Anomaly detection is one of the unsupervised machine learning algorithms. This function applies anomaly detection which is the identification of unusual entities, observations, or events that raise suspicions by differing significantly from the majority of the data.

**Syntax**

AXCEL.ANOMALY(data, contamination, [KeepOut], [Method], [probability], [NAsValue])

The AXCEL.ANOMALY function syntax has the following arguments:

**data** Required. data must be a table of attributes that are considered to be used in anomaly detection. For example, we would like to exercise a fair lending review program inside a bank. We cannot review thousands of the loans already issued. As a result, we would like to identify loans with a higher risk of unfair lending and review them to make sure that the underwriting process is in compliance and fair. For this purpose, we have a list of loans issued by the bank and we would like to find the loans with abnormal interest rates based on borrowers and loan attributes for which we run an anomaly detection model. Here is an example:

interest | FICO | Debt_to_Income | loan_amout | term |

2.2 | 730 | 0.31 | 995000 | 15-year |

2.8 | 710 | 0.38 | 990000 | 15-year |

2.4 | 740 | 0.35 | 850000 | 30-year |

… | … | … | … | … |

If you add “.n” at the end of a column, you can drop it out from your analysis. For instance, if you would like to drop FICO in the above table you can change *FICO* to *FICO.n*:

FICO.n |

730 |

710 |

740 |

… |

If you have categorical variables, you can add “.f” at the end of the variable name. For instance, in the above example, if you run the ANOMALY function on that data, you get an error since you have non-numeric values in the *term* column. If you want to keep this variable in your analysis, you can add “.f” to this column name to transfer it to a categorical variable as shown below:

term.f |

15-year |

15-year |

30-year |

… |

Axcel uses Binary Encoding for the categorical variables. If you would like to use other techniques such as One-Hot encoding or REplacing, you need to produce them separately and add them to your dataset.
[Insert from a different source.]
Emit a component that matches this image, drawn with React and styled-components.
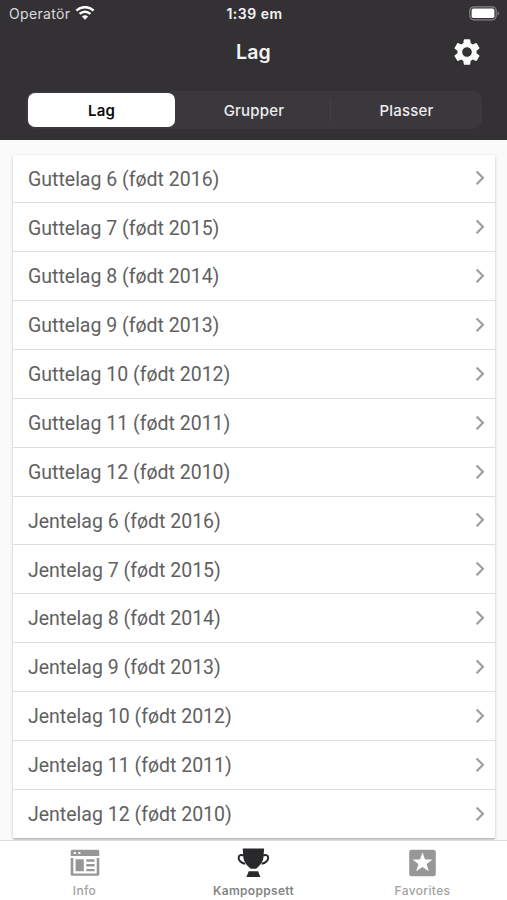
import React from 'react'
import styled, { createGlobalStyle } from 'styled-components'
import { MdSettings } from 'react-icons/md'

const GlobalStyle = createGlobalStyle`
    * {
        box-sizing: border-box;
    }
    body {
        margin: 0;
        background: #FFF;
        font-family: Inter, sans-serif;
    }
    svg {
        display: block;
    }
`

const Screen = styled.div`
    display: flex;
    flex-direction: column;
    height: 900px;
    overflow: hidden;
`

const Header = styled.header`
    flex: none;
    height: 140px;
    background: #333134;
    color: #F4F4F5;
`

const StatusBar = styled.div`
    display: grid;
    grid-template-columns: 1fr auto 1fr;
    align-items: center;
    height: 27px;
    padding: 0 7px 0 9px;
    font-size: 14px;
`

const Carrier = styled.div`
    display: flex;
    align-items: center;
    gap: 5px;
    color: #DCDCDE;
    letter-spacing: .35px;
`

const Clock = styled.div`
    font-weight: 600;
    font-size: 14px;
    letter-spacing: .5px;
`

const Battery = styled.div`
    display: flex;
    justify-content: flex-end;
    padding-bottom: 1px;
`

const TitleBar = styled.div`
    display: grid;
    grid-template-columns: 1fr auto 1fr;
    align-items: center;
    height: 50px;
    padding: 0 24px;
`

const Title = styled.h1`
    grid-column: 2;
    margin: 0;
    font-size: 19.5px;
    font-weight: 600;
    letter-spacing: .2px;
`

const SettingsButton = styled.button`
    justify-self: end;
    padding: 0;
    border: 0;
    background: none;
    color: #FAFAFA;
    font-size: 32px;
`

const Segments = styled.div`
    display: flex;
    align-items: center;
    height: 38px;
    margin: 14px 25px 0 26px;
    padding: 2px 0 2px 2px;
    border-radius: 9px;
    background: #3B383D;
`

const Segment = styled.button`
    flex: 1;
    height: ${props => props.$active ? '34px' : '22px'};
    padding: 0;
    border: 0;
    border-left: ${props => props.$divided ? '1px solid #454247' : '0'};
    border-radius: ${props => props.$active ? '7px' : '0'};
    background: ${props => props.$active ? '#FFF' : 'none'};
    color: ${props => props.$active ? '#0A0A0A' : '#EDEDEE'};
    font-family: inherit;
    font-size: 15px;
    font-weight: ${props => props.$active ? 600 : 500};
    letter-spacing: .2px;
    &:first-child {
        flex: none;
        width: 147px;
    }
    &:nth-child(2) {
        flex: none;
        width: 155px;
        padding-left: 3px;
    }
`

const Content = styled.main`
    flex: 1;
    min-height: 0;
    padding: 14.5px 12px 0 13px;
    background: #FAFAFA;
`

const List = styled.ul`
    height: 684px;
    margin: 0;
    padding: 0;
    list-style: none;
    display: grid;
    grid-auto-rows: 1fr;
    background: #FFF;
    border-radius: 2px;
    box-shadow: 0 1px 3px rgba(0, 0, 0, .25);
`

const Row = styled.li`
    display: flex;
    align-items: center;
    justify-content: space-between;
    padding: 0 8px 0 15px;
    border-bottom: 1px solid #DEDEDE;
    color: #616161;
    font-family: Roboto, sans-serif;
    font-size: 19.5px;
    &:last-child {
        border-bottom-color: #BDBDBD;
    }
`

const TeamName = styled.span`
    padding-top: 1.5px;
`

const TabBar = styled.nav`
    flex: none;
    display: grid;
    grid-template-columns: repeat(3, 1fr);
    height: 60px;
    border-top: 1px solid #DDD;
    background: #FFF;
`

const Tab = styled.a`
    display: flex;
    flex-direction: column;
    align-items: center;
    padding-top: 6px;
    color: ${props => props.$active ? '#29282A' : '#979797'};
`

const TabLabel = styled.span`
    margin-top: 6px;
    color: ${props => props.$active ? '#858585' : '#A2A2A2'};
    font-size: 12px;
    line-height: 15px;
    font-weight: ${props => props.$active ? 600 : 500};
    letter-spacing: ${props => props.$active ? '.3px' : '.35px'};
`

const teams = [
    ...[6, 7, 8, 9, 10, 11, 12].map(age => `Guttelag ${age} (født ${2022 - age})`),
    ...[6, 7, 8, 9, 10, 11, 12].map(age => `Jentelag ${age} (født ${2022 - age})`),
]

const tabs = [
    { label: 'Info', icon: InfoIcon },
    { label: 'Kampoppsett', icon: TrophyIcon, active: true },
    { label: 'Favorites', icon: FavoriteIcon },
]

export default function App() {
    return (
        <>
            <GlobalStyle />
            <Screen>
                <Header>
                    <StatusBar>
                        <Carrier>Operatör <WifiIcon /></Carrier>
                        <Clock>1:39 em</Clock>
                        <Battery><BatteryIcon /></Battery>
                    </StatusBar>
                    <TitleBar>
                        <Title>Lag</Title>
                        <SettingsButton><MdSettings /></SettingsButton>
                    </TitleBar>
                    <Segments>
                        <Segment $active>Lag</Segment>
                        <Segment>Grupper</Segment>
                        <Segment $divided>Plasser</Segment>
                    </Segments>
                </Header>
                <Content>
                    <List>
                        {teams.map(team => (
                            <Row key={team}>
                                <TeamName>{team}</TeamName>
                                <Chevron />
                            </Row>
                        ))}
                    </List>
                </Content>
                <TabBar>
                    {tabs.map(({ label, icon: Icon, active }) => (
                        <Tab key={label} $active={active}>
                            <Icon />
                            <TabLabel $active={active}>{label}</TabLabel>
                        </Tab>
                    ))}
                </TabBar>
            </Screen>
        </>
    )
}

function WifiIcon() {
    return (
        <svg width="20" height="15" viewBox="0 0 20 15" fill="none" stroke="#FFF" strokeWidth="2.5">
            <path d="M1.4 4.600a12.400 12.400 0 0 1 17.200 0" />
            <path d="M4.600 7.900a7.800 7.800 0 0 1 10.800 0" />
            <path d="M10 13.800 6.900 10.600a4.600 4.600 0 0 1 6.200 0z" fill="#FFF" stroke="none" />
        </svg>
    )
}

function BatteryIcon() {
    return (
        <svg width="31" height="15" viewBox="0 0 31 15">
            <rect x=".8" y=".8" width="26.4" height="13" rx="4" fill="none" stroke="#858387" strokeWidth="1.2" />
            <rect x="2.6" y="2.6" width="22.8" height="9.4" rx="1.8" fill="#FFF" />
            <path d="M28.6 5.2c2 .8 2 3.4 0 4.2z" fill="#858387" />
        </svg>
    )
}

function Chevron() {
    return (
        <svg width="14" height="16" viewBox="0 0 14 16" fill="none" stroke="#9E9E9E" strokeWidth="2.2">
            <path d="m3.6 1.4 6.3 6.4-6.3 6.4" />
        </svg>
    )
}

function InfoIcon() {
    return (
        <svg width="30" height="30" viewBox="0 0 30 30" fill="currentColor">
            <path fillRule="evenodd" d="M2.5 2.8h25q1.8 0 1.8 1.8V9H.7V4.6q0-1.8 1.8-1.8zM3.8 5v2h2V5zm4.6 0v2h2V5z" />
            <path d="M.7 11h2.6v15.4h23.4V11h2.6v16.4q0 1.4-1.4 1.4H2.1q-1.4 0-1.4-1.4z" />
            <path d="M5.6 12.3h8.2v12H5.6zM16.3 12.3h8.3v2.4h-8.3zM16.3 17.1h8.3v2.4h-8.3zM16.3 21.9h8.3v2.4h-8.3z" />
        </svg>
    )
}

function TrophyIcon() {
    return (
        <svg width="34" height="30" viewBox="0.6 0 34 30" fill="currentColor">
            <path d="M6.3 1.5h21.4l-.6 8.5c-.4 5-3.600 8.600-7.400 11.800h-5.400C10.500 18.600 7.300 15 6.900 10z" />
            <path d="M8.8 16.8C4.800 16.300 2.200 13.300 2.200 10.900c0-3 3.300-3.600 5-2.200M25.200 16.800c4-.5 6.600-3.500 6.600-5.900 0-3-3.300-3.600-5-2.200" fill="none" stroke="currentColor" strokeWidth="2" />
            <path d="M12.300 24.300h9.400l2.400 6H9.900z" />
        </svg>
    )
}

function FavoriteIcon() {
    return (
        <svg width="28" height="30" viewBox="0.5 0 28 30">
            <rect x=".7" y="2.7" width="26.6" height="26.6" rx="2.5" fill="currentColor" />
            <path d="m14 5.4 2.600 7h7.500l-6 4.600 2.200 7.300-6.300-4.400-6.300 4.400 2.200-7.300-6-4.600h7.500z" fill="#FFF" />
        </svg>
    )
}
**contamination** Required. This is the percentage of data that you expect to be identified as part of anomaly detection. In our loan review example, if we assume that we would like to review a maximum of 5% of the loans in our book, we set the contamination rate to 5.

**Method** Optional. Default is K-nearest-neighbors methodology. Axcel supports several anomaly detection methodologies that you can choose here. Here is the list of available methods

"KNN" or "knn" for K-nearest-neighbors (default) "AB" or "ab" for Angle-base Outlier Detection "FB" or "fb" for Feature Bagging "HB" or "hb" for Histogram-Based Outlier Detection "IF" or "if" for Isolation Forest Outlier Detection "LOF" or "lof" for Local Outlier Factor "MCD" or "mcd" for Minimum Covariance Determinant "OCS" or "ocs" for One-class SVM Detection "PCA" or "pca" for Principal Component Analysis

**Probability** Optional. Default is False. If set TRUE, Axcel gives the probability of anomaly for each observation. Otherwise, it reports the outcome in binary format, i.e., 0 and 1.

**NAsValue: **Optional. If it is not set any value, Axcel replaces the average value of each column for missing values to minimize the bias. If you set a number, Axcel replaces all NAs with that number. To make it transparent for analysis, if there is an NA value in any column, Axcel reports a separate column called Has_NA and shows TRUE for those rows which have one or more NA values.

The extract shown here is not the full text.